-------- Data excerpt --------

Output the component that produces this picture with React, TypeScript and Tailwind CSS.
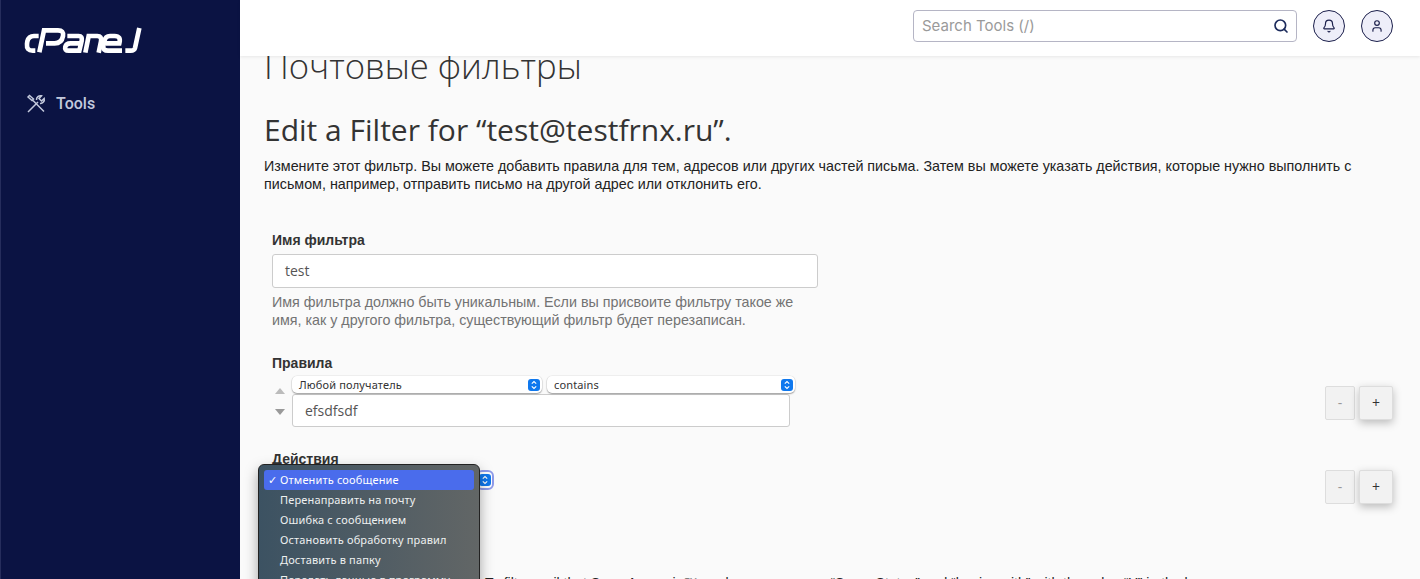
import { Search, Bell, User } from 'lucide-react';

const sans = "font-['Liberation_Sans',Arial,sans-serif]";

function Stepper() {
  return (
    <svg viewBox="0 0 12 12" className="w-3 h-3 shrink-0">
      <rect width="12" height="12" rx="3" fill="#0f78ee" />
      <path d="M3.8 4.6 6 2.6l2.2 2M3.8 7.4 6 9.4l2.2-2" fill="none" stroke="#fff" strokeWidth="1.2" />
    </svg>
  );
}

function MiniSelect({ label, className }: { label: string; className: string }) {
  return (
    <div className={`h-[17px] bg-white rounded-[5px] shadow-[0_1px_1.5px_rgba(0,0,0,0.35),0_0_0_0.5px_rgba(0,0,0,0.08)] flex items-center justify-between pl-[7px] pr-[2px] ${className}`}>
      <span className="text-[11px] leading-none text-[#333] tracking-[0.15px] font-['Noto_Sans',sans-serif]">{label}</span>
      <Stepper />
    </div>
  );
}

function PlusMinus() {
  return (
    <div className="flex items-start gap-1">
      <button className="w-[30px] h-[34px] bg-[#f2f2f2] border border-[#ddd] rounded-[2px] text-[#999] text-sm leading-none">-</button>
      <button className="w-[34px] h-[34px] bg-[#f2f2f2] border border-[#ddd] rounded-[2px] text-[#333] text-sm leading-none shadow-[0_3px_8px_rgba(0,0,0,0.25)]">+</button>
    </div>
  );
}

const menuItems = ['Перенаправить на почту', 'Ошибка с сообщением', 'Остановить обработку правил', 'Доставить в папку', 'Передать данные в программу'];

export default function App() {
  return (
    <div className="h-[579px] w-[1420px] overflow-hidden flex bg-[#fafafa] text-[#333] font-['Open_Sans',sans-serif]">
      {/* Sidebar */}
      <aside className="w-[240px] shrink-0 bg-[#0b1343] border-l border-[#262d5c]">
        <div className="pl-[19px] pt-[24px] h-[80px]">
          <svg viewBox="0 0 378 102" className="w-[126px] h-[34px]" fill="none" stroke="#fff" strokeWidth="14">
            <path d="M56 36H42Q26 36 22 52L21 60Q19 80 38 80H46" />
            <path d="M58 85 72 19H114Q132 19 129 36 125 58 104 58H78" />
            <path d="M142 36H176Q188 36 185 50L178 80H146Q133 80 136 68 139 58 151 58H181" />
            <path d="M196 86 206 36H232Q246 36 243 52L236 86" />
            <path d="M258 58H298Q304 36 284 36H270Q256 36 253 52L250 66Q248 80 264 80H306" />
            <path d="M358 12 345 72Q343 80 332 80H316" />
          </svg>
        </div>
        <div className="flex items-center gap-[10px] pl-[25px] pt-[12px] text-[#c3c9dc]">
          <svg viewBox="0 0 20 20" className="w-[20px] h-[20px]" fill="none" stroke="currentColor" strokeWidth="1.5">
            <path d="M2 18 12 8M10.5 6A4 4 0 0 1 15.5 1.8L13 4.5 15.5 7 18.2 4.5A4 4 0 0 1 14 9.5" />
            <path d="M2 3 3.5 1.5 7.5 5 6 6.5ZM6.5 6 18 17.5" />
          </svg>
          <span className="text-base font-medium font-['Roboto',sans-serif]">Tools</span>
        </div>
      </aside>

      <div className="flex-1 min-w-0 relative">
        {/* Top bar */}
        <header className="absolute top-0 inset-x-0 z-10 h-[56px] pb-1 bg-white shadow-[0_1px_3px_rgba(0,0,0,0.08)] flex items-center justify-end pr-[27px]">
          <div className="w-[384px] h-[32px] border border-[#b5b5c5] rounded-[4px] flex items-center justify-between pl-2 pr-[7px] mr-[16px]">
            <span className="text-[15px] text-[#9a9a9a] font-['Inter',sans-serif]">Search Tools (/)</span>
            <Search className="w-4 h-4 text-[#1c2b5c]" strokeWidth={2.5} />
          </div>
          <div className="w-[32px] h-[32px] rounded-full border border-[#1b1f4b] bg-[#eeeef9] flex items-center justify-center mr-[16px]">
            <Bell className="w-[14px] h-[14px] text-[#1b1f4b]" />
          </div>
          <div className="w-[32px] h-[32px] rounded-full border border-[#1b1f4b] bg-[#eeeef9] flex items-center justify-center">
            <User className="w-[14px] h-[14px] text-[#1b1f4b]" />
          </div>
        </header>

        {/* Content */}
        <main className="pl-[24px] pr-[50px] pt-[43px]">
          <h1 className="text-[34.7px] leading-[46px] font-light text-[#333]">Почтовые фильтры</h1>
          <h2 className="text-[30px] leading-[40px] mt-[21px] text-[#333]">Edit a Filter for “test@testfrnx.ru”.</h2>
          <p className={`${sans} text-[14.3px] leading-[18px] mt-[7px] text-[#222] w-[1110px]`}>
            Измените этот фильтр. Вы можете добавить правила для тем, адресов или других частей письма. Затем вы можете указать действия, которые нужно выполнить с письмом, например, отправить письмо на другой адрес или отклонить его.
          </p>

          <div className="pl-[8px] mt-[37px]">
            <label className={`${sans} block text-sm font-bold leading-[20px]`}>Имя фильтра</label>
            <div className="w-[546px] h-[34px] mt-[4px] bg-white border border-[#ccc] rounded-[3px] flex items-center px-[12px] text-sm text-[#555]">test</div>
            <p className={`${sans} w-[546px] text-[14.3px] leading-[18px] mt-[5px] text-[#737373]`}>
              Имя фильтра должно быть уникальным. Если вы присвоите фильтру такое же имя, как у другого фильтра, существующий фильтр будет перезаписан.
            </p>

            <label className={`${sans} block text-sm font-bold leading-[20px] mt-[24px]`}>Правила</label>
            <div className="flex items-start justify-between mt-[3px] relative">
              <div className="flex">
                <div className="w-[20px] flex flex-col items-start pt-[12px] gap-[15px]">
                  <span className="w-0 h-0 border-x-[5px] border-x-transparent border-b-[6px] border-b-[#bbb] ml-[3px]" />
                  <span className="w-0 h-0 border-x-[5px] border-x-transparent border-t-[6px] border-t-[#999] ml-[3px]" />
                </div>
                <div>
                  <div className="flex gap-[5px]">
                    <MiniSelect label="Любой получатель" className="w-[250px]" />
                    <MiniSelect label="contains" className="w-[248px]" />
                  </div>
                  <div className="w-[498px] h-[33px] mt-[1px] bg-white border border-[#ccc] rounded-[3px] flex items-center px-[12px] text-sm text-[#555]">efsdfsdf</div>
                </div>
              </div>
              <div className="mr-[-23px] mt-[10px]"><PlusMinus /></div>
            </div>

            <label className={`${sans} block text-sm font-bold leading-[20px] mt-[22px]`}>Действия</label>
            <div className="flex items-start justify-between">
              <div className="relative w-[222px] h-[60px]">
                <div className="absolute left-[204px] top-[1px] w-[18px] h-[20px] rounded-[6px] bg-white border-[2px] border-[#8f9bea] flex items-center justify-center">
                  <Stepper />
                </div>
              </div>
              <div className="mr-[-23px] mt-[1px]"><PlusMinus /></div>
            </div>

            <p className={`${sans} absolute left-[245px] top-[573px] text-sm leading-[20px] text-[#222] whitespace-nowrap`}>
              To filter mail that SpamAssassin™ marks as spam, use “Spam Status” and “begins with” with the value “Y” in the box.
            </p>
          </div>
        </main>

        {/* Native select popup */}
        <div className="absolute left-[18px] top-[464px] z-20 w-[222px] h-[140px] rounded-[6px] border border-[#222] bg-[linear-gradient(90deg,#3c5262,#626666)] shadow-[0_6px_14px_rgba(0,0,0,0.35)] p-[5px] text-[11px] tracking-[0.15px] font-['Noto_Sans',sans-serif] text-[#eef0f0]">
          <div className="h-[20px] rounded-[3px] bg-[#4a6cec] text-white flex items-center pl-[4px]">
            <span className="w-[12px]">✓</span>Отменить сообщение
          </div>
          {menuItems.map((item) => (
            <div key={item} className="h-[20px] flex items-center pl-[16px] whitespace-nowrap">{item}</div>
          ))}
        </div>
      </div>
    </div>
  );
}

--------

What is required
Could the lines from the top of the material through the line with "const menuItems = ['Перенаправить" be repeated exactly, pictures left out?

Response
Output the component that produces this picture with React, TypeScript and Tailwind CSS.
import { Search, Bell, User } from 'lucide-react';

const sans = "font-['Liberation_Sans',Arial,sans-serif]";

function Stepper() {
  return (
    <svg viewBox="0 0 12 12" className="w-3 h-3 shrink-0">
      <rect width="12" height="12" rx="3" fill="#0f78ee" />
      <path d="M3.8 4.6 6 2.6l2.2 2M3.8 7.4 6 9.4l2.2-2" fill="none" stroke="#fff" strokeWidth="1.2" />
    </svg>
  );
}

function MiniSelect({ label, className }: { label: string; className: string }) {
  return (
    <div className={`h-[17px] bg-white rounded-[5px] shadow-[0_1px_1.5px_rgba(0,0,0,0.35),0_0_0_0.5px_rgba(0,0,0,0.08)] flex items-center justify-between pl-[7px] pr-[2px] ${className}`}>
      <span className="text-[11px] leading-none text-[#333] tracking-[0.15px] font-['Noto_Sans',sans-serif]">{label}</span>
      <Stepper />
    </div>
  );
}

function PlusMinus() {
  return (
    <div className="flex items-start gap-1">
      <button className="w-[30px] h-[34px] bg-[#f2f2f2] border border-[#ddd] rounded-[2px] text-[#999] text-sm leading-none">-</button>
      <button className="w-[34px] h-[34px] bg-[#f2f2f2] border border-[#ddd] rounded-[2px] text-[#333] text-sm leading-none shadow-[0_3px_8px_rgba(0,0,0,0.25)]">+</button>
    </div>
  );
}

const menuItems = ['Перенаправить на почту', 'Ошибка с сообщением', 'Остановить обработку правил', 'Доставить в папку', 'Передать данные в программу'];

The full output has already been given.